Indoctrination produces docility where the educated mind is above all adept in the art of thinking or actively inquiring into a given field of knowledge without a predetermined or dogmatically held conviction about what’s true. If it’s the art of thinking that we want to teach then, as Dewey put it, “[w]e must have no misgivings as to what the child shall think. The moment we stipulate what a child shall think, we make it impossible for him to think at all.” All genuine inquiry requires the freedom to pursue ideas in the spirit of experimentation and to let whatever conclusions are reached be what they will or what the general course of investigation determines. When certain beliefs are declared by some authority to be beyond the bounds of rational inquiry, students learn not to think but to obey.
I can’t go into the details of Dewey’s position here, but I’d like to place his ideas alongside some reflections of the twentieth-century French writer Jacques Ellul, on the topic not of indoctrination but of the related notion of propaganda, drawing from his book of that title from 1965. Writing in the context of the Cold War, Ellul remarked that propaganda “has become a very general phenomenon in the modern world. Differences in political regimes matter little.” It’s not only authoritarian states, or states of any kind, that engage in it. “Whatever the diversity of countries and methods, they have one characteristic in common: concern with effectiveness. Propaganda is made, first of all, because of a will to action, for the purpose of effectively arming policy and giving irresistible power to its decisions. Whoever handles this instrument can be concerned solely with effectiveness. This is the supreme law…. This instrument belongs to the technological universe, shares its characteristics, and is indissolubly linked to it.” Propaganda, for Ellul, must be understood together not with any particular political ideology but with technology, and indeed it is a technology. It’s a technique of mobilizing populations to act as the controllers of the instrument want, not just manipulating minds but doing so for a purpose. “The aim of modern propaganda is no longer to modify ideas, but to provoke action. It is no longer to change adherence to a doctrine, but to make the individual cling irrationally to a process of action. It is no longer to lead to a choice, but to loosen the reflexes. It is no longer to transform an opinion, but to arouse an active and mythical belief.”
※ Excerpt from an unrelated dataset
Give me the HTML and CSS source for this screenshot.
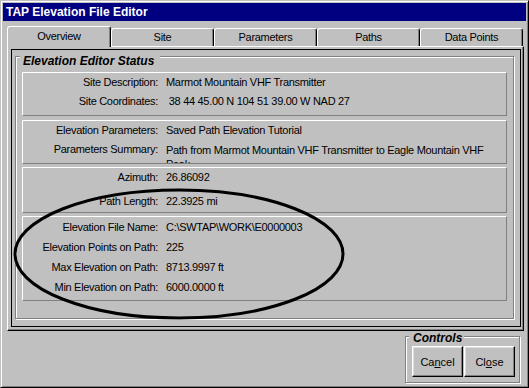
FILE: index.html
```html
<!DOCTYPE html>
<html>
<head>
<title>TAP Elevation File Editor</title>
<link rel="stylesheet" href="styles.css">
</head>
<body>
<div class="window">
  <div class="titlebar">TAP Elevation File Editor</div>

  <div class="tabs">
    <div class="tab active">Overview</div>
    <div class="tab">Site</div>
    <div class="tab">Parameters</div>
    <div class="tab">Paths</div>
    <div class="tab">Data Points</div>
  </div>

  <div class="page">
    <div class="inner">
      <div class="group status">
        <div class="caption">Elevation Editor Status</div>

        <div class="panel">
          <span class="label">Site Description:</span>
          <span class="value">Marmot Mountain VHF Transmitter</span>
          <span class="label">Site Coordinates:</span>
          <span class="value"> 38 44 45.00 N 104 51 39.00 W NAD 27</span>
        </div>

        <div class="panel p2">
          <span class="label">Elevation Parameters:</span>
          <span class="value">Saved Path Elevation Tutorial</span>
          <span class="label">Parameters Summary:</span>
          <span class="value wrap">Path from Marmot Mountain VHF Transmitter to Eagle Mountain VHF Peak</span>
        </div>

        <div class="panel p3">
          <span class="label">Azimuth:</span>
          <span class="value">26.86092</span>
          <span class="label">Path Length:</span>
          <span class="value">22.3925 mi</span>
        </div>

        <div class="panel p4">
          <span class="label">Elevation File Name:</span>
          <span class="value">C:\SWTAP\WORK\E0000003</span>
          <span class="label">Elevation Points on Path:</span>
          <span class="value">225</span>
          <span class="label">Max Elevation on Path:</span>
          <span class="value">8713.9997 ft</span>
          <span class="label">Min Elevation on Path:</span>
          <span class="value">6000.0000 ft</span>
        </div>
      </div>
    </div>
  </div>

  <div class="footer">
    <div class="group controls">
      <div class="caption">Controls</div>
      <div class="buttons">
        <button class="btn">Ca<u>n</u>cel</button>
        <button class="btn">Cl<u>o</u>se</button>
      </div>
    </div>
  </div>

  <!-- pen mark drawn over the form -->
  <svg class="mark" width="529" height="388" viewBox="0 0 529 388">
    <ellipse cx="179" cy="254" rx="164" ry="64" fill="none" stroke="#000" stroke-width="3"/>
  </svg>
</div>
</body>
</html>
```

FILE: styles.css
```css
html, body {
    margin: 0;
}

body {
    background: #c0c0c0;
    color: #000;
    font-family: "Liberation Sans", Arial, sans-serif;
    font-size: 11px;
    letter-spacing: -0.3px;
}

.window {
    position: relative;
    box-sizing: border-box;
    width: 529px;
    height: 388px;
    padding: 2px;
    border: 1px solid;
    border-color: #c0c0c0 #000 #000 #c0c0c0;
    box-shadow: inset 1px 1px #fff, inset -1px -1px #808080;
    background: #c0c0c0;
}

.titlebar {
    height: 18px;
    line-height: 18px;
    padding-left: 3px;
    background: #000080;
    color: #fff;
    font-size: 12px;
    font-weight: bold;
    letter-spacing: 0;
}

/* tab strip */
.tabs {
    display: flex;
    align-items: flex-end;
    height: 20px;
    margin-top: 5px;
    padding-left: 5px;
}

.tab {
    box-sizing: border-box;
    width: 103px;
    height: 18px;
    line-height: 17px;
    text-align: center;
    border: 1px solid #fff;
    border-right-color: #000;
    border-bottom: none;
    border-radius: 3px 3px 0 0;
    box-shadow: inset -1px 0 #808080;
}

.tab.active {
    position: relative;
    z-index: 1;
    width: 104px;
    height: 21px;
    line-height: 19px;
    margin-left: -1px;
    margin-bottom: -1px;
    background: #c0c0c0;
}

.page {
    display: flex;
    box-sizing: border-box;
    height: 285px;
    margin: 0 2px 0 4px;
    padding: 2px 2px 3px 3px;
    border: 1px solid;
    border-color: #fff #000 #000 #fff;
    box-shadow: inset -1px -1px #808080;
}

.inner {
    flex: 1;
    display: flex;
    flex-direction: column;
    border: 1px solid #000;
}

/* group boxes */
.group {
    border: 1px solid #808080;
    box-shadow: inset 1px 1px #fff, 1px 1px #fff;
}

.caption {
    width: fit-content;
    line-height: 13px;
    background: #c0c0c0;
    font-size: 12px;
    font-weight: bold;
    font-style: italic;
    letter-spacing: 0;
}

.status {
    flex: 1;
    margin: 6px 6px 7px 3px;
    padding: 0 6px;
}

.status .caption {
    margin: -2px 0 4px -2px;
    padding: 0 6px 0 3px;
}

.panel {
    display: grid;
    grid-template-columns: 135px 1fr;
    grid-auto-rows: 19px;
    column-gap: 8px;
    line-height: 19px;
    padding-bottom: 4px;
    margin-top: 3px;
    overflow: hidden;
    border: 1px solid;
    border-color: #fff #808080 #808080 #fff;
}

.status .caption + .panel {
    margin-top: 0;
}

.p2 {
    margin-top: 4px;
}

.p3 {
    row-gap: 5px;
    padding-bottom: 1px;
}

.p4 {
    grid-auto-rows: 20px;
    line-height: 20px;
    padding-bottom: 3px;
}

.label {
    text-align: right;
    white-space: nowrap;
}

.value {
    white-space: pre;
}

.value.wrap {
    white-space: normal;
    line-height: 14px;
    padding-top: 2.5px;
    padding-right: 10px;
}

/* bottom controls */
.footer {
    display: flex;
    justify-content: flex-end;
    padding: 5px 6px 0 0;
}

.controls {
    box-sizing: border-box;
    width: 115px;
    height: 47px;
    padding: 0 4px 0 6px;
}

.controls .caption {
    margin: -5px 0 1px -3px;
    padding: 0 2px 0 4px;
}

.buttons {
    display: flex;
    gap: 1px;
}

.btn {
    width: 51px;
    height: 31px;
    padding: 0;
    font: inherit;
    color: #000;
    background: #c0c0c0;
    border: 1px solid;
    border-color: #fff #000 #000 #fff;
    box-shadow: inset -1px -1px #808080, inset 1px 1px #dfdfdf;
}

.mark {
    position: absolute;
    left: -1px;
    top: -1px;
    pointer-events: none;
}
```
Key to his analysis is a distinction Ellul drew between what he called vertical and horizontal propaganda. Vertical propaganda refers to a technique of psychological manipulation on the part of an agency of one kind or another, which could include teachers. This form of propaganda “comes from above” and conforms to the popular understanding of the word as something exercised by a leader, usually a politician, who abuses their authority by pulling the wool down, or trying to, over the eyes of the masses. Classical Soviet and fascist propaganda come to mind here. It seeks a monopoly on ideas and centralizes and controls information to the full extent of its power. To work it requires a collective passivity of both action and thought. Horizontal propaganda is more insidious and, as he wrote, “can be called horizontal because it is made inside the group (not from the top), where, in principle, all individuals are equal and there is no leader. The individual makes contact with others at his own level rather than with a leader; such propaganda therefore always seeks ‘conscious adherence.’ Its content is presented in didactic fashion and addressed to the intelligence. The leader, the propagandist, is there only as a sort of animator or discussion leader; sometimes his presence and his identity are not even known.” It’s a group phenomenon in which the continuing adherence of the individual is gained through constant reassurance that the world they seek requires a conformity of mind which doesn’t call itself conformity. Every person is mobilized to keep watch over others and to spread the word, remain vigilant, and not lose sight of an enemy that’s always at the gate. The party line that sets in is nothing to worry about, so they tell us, for the only alternative is some despised enemy.
Propaganda of this second kind is much more pervasive today than the vertical form, and it’s not limited to the state. It’s a commonplace in political journalism and it’s not unknown in educational institutions as well, including universities where it’s typically hidden but also prevalent. Horizontal propaganda is closely associated with information, which it doesn’t withhold but selects with an eye to repetition and reassurance that what we believed yesterday remains true today. It not only imparts information but bombards us with an endless supply of it, all prepackaged for ready consumption. Such facts don’t call for reflection or even allow for it. The aim is not to inform but to encircle, reassure, and mobilize action. As Ellul wrote, one “must not be allowed a moment of meditation or reflection in which to see himself vis-à-vis the propagandist, as happens when the propaganda is not continuous. At that moment the individual emerges from the grip of propaganda. Instead, successful propaganda will occupy every moment of the individual’s life…. The individual must not be allowed to recover, to collect himself, to remain untouched by propaganda during any relatively long period, for propaganda is … based on slow, constant impregnation.”
Group allegiance is enforced by means of technology of information and communication that has the effect of minding the flock, maintaining boundaries of inside and outside, and creating a mass mentality. For Ellul, information and communication technology are just one manifestation of the steamroller that is modern technology, the watchwords of which are efficiency, effectiveness, adaptation, outcomes, procedures, and order. These are some of the watchwords of contemporary education as well. “Technical activity automatically eliminates every nontechnical activity or transforms it into a technical activity,” and education is no exception. The content of communication is inseparable from the form, and the form is increasingly determined by requirements of efficiency and profitability.
Dewey taught us to see education as more than just a means to an end—where the end is getting a job—but as a lifelong process that is its own reward and that’s inseparable from intellectual growth. The point is to grow the mind, to lead it not to any one specific place—the state of accepting a particular view of the world—but to a place of its own choosing and in a process that never comes to an end.